Northumberland National Park
Composer and performer of traditional Northumbrian pipes folk music.
Kathryn took up the smallpipes aged just nine years old
Picking up the pipes
Kathryn took up the smallpipes, a type of Northumbrian bagpipes, aged nine – she was inspired by her family, especially her father Mike who was heavily involved in the local traditional music scene.
By the age of 13 she’d won a host of smallpipes competitions and was also making a name for herself as a player of the Shetland fiddle – which she learned from fiddle master Tom Anderson at Stirling University’s traditional folk summer school.
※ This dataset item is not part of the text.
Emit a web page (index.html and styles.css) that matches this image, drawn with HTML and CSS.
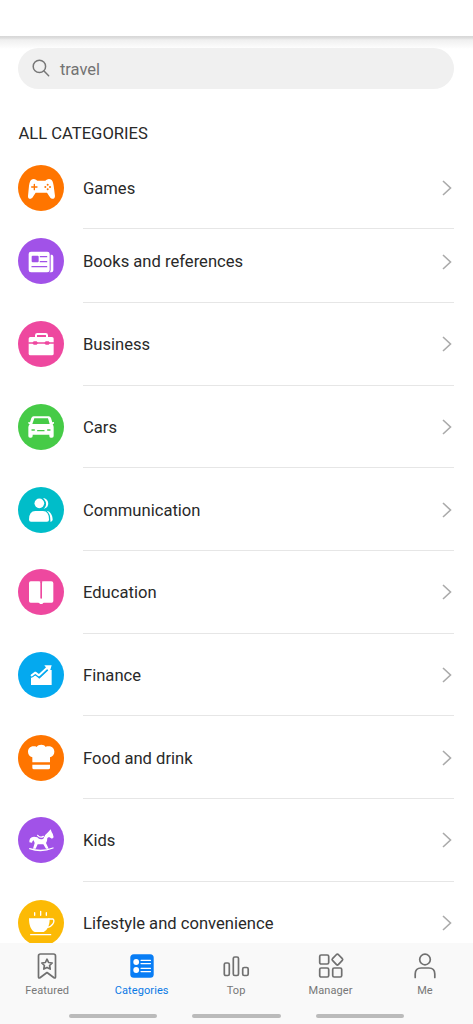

Kathryn released her first album, On Kielder Side, in 1984 aged just 14 and in 1986 she turned professional. She has since toured extensively, both solo and with The Kathryn Tickell Band.
Artists Kathryn has recorded with include:
- The Chieftans
- Beth Nielsen-Chapman
- Andy Sheppard
As well as composing her own music she has collaborated with musicians including Sir Peter Maxwell Davies and has also worked with Sting on four albums and performed with him at New York’s Carnegie Hall.
Kathryn and the National Park
Katherine’s music is a product of her childhood in Northumberland and she learned her craft at remove farmhouses in the National Park where traditional music is still part of the community.
Recent years have seen Kathryn concentrating mostly on her teaching, composition and her work with the Kathryn Tickell Band.
She is now Artistic Director of the Folkworks at Sage Gateshead.
Kathryn's musical achievements were recognised at the highest level when in 2009 she was awarded the Queen's Medal for Music. It's a true honour as Kathryn was only the fourth person to have received the award and the first from a folk background - previous winners have been from the world of classical music.
Did you know?
Jazz saxophonist Andy Sheppard wrote a piece for Kathryn which was premiered at the opening of the Gateshead Millennium Bridge which was officially opened by the Queen in 2002.